Content curation, a term that gained popularity in 2010, is the art of culling relevant, valuable and useful information from the vast ocean of data, and presenting it in a cohesive, interesting and comprehensive style that gives a ‘big picture’ view of a specific niche topic.
No longer can anyone claim that they can peruse and make sense of all the content that exists (and is being constantly added) on even a very narrow range of subjects. 47 million websites were added in 2009 and an estimated 550 billion documents exist online today.
The role of a content curator was first proposed around 2004, when the catchy term ‘Newsmastering’ was introduced by Robin Good of MasterNewMedia.com to describe a dedicated content analyst who would gather, collate and categorize content from various sources and compile it for consumption by those who are interested.
What makes content curation necessary?
Three factors drive the demand for content curation.
- Too much information – Its volume is growing day by day, minute by minute, and in every possible direction.
- Too little time – The things you need to get done seem to keep growing in inverse proportion to the time you have available for them.
- Too uncertain – However diligent and dedicated you are in researching information, it’s still possible you missed something important.
Because many people need to remain up to date with developments and information in specific areas related to work, career or education, there is a growing need for professionals who are expert at finding and presenting this on a continuing basis.
What does a content curation process involve?
The first step is gathering news and information, preferably in real time as events unfold. This can be critical in certain areas. Aggregation of content from various resources has been possible for many years. But with the accelerating rate of information growth, mere aggregation alone is no longer enough.
That’s why a second level of analysis needs to be layered over it. Human curators, with specialized skills and an intense interest or passion for the subject, study the multiple news items and stories that have been aggregated, remove duplicates or shallow commentary pieces, and weave together the most relevant tid-bits that present an overall picture of the events that are unfolding.
An even higher level of content curation is when the curator, aided by vast experience in the field, includes expert opinion, feedback and insights that add even higher value than from just patching together a collection of informative news feeds.
Why would content curation work today?
Everything boils down to trust. Or rather, a lack of trust in conventional media channels to present all the latest news in the form of unbiased information, complete stories, different perspectives, or multiple facets of the same event. Also, every consumer is aware that there is an underlying agenda, political or otherwise, that governs and influences the kind of coverage traditional media provides.
Content curation done by a trusted expert has the potential to bypass this lack of trust by presenting information along with direct links to the original sources, and commentary that can easily be validated and confirmed by facts and data presented in those sources.

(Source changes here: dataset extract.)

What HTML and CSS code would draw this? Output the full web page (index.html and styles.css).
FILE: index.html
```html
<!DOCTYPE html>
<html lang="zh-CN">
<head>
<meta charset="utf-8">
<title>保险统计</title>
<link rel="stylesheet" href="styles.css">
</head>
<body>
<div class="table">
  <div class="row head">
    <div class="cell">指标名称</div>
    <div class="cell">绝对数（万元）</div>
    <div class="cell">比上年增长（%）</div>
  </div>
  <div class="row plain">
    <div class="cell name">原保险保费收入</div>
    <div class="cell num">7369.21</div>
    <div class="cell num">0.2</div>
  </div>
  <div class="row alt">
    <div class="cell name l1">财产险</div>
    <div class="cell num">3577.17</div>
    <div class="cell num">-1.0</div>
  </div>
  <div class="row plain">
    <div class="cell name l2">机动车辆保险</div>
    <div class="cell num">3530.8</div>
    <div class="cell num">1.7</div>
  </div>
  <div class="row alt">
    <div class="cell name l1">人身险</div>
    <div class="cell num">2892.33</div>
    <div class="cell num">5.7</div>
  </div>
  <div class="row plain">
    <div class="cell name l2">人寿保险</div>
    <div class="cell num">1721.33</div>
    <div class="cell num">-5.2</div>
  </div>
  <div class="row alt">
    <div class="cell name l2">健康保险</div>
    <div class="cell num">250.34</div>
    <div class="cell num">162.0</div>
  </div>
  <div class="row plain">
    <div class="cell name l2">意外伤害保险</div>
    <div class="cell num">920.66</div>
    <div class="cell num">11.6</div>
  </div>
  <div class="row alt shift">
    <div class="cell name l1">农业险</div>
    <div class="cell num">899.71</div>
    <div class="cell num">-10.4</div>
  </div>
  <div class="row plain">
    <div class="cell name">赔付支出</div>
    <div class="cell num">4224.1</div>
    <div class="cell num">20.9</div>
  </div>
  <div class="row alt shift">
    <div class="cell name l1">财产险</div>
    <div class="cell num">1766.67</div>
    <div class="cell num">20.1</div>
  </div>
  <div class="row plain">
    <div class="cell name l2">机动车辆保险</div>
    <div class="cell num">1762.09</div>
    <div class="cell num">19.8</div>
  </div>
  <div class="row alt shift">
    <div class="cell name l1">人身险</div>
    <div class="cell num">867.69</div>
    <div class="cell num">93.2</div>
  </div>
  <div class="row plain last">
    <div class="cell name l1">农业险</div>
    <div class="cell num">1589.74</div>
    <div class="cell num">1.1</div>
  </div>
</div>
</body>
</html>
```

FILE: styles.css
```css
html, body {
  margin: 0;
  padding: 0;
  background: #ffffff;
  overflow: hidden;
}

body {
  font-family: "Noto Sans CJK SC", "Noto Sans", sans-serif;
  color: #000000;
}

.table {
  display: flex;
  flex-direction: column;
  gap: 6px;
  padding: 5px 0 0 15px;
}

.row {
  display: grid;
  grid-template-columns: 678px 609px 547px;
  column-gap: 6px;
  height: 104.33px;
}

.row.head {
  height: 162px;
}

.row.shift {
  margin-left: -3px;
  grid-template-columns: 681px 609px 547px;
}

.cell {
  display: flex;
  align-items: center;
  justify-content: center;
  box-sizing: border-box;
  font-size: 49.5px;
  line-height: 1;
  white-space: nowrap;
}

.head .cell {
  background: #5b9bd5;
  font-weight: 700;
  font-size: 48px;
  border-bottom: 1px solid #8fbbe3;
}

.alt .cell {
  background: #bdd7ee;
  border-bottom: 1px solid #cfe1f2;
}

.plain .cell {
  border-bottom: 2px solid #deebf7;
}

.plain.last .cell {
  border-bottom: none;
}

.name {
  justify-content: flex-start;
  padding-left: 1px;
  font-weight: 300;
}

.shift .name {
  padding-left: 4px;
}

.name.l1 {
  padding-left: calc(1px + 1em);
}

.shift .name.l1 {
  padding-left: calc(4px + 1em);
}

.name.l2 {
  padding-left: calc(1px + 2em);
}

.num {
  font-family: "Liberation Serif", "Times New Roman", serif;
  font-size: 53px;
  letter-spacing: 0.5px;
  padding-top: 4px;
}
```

By respecting a consumer’s intelligence and presenting concise summaries along with pointers to the source data for further study and verification, content curation can easily engender trust, overcome doubt and speed up the knowledge acquisition process.
So is content curation only about collecting news stories?
Absolutely not. Content curation is a quantum jump from content aggregation. Good content curation adds value to the individual news stories, helping a reader or viewer make sense of the broader picture that’s unfolding, staying abreast of recent developments, and digging into diverse sources for the latest data.
Content curators pore over RSS feeds and blog posts, breaking news stories and archived articles, books and journals, interviews and conferences, even social networks that break news fast – and then figure out the best way to present only relevant information from this deluge of data in a way that makes sense, and will cover all future developments as well.
Viewed in that sense, content curation is “story-telling in real time”, with a focus on specific niche interests.
Is content curation profitable?
Considering the rush in the recent past to project content curation as the next wave in information marketing, it is natural that profit models exist – or soon will.
One area that is already making money for early adopters is the provision of curation services and tools. Priced to suit a range of budgets, these services offer a variety of aids to content curation for different purposes. Some allow management of a complete modern news room, while others help niche marketers find extra content snippets to share with their core audience.
As yet untapped, but with great future potential, is the concept of sponsoring channels created through content curation. Specialized niche information and news which is presented in a way that helps target audiences stay ahead of the curve in their chosen areas of interest will easily attract advertisers and sponsors. Some curated channels may even become paid subscription products themselves.
Even more exciting is the potential of building communities where people willingly pay to get more and better in-depth information on a well-defined set of topics they are deeply interested in keeping up with. And surely there will be many more ways innovative pioneers of content curation will monetize their rare, in-demand skills.
To Sum Up Content Curation
Those seeking to explore content curation as an infopreneur success model for the future must view their role as being similar to curators in museums who pick and select the choicest masterpieces to showcase in their gallery, and create exhibitions that delight discerning audiences enough to keep them coming back for more.
Content curation is a specialty whose time has come. Will you master it quickly enough to add value to your audience as an infopreneur?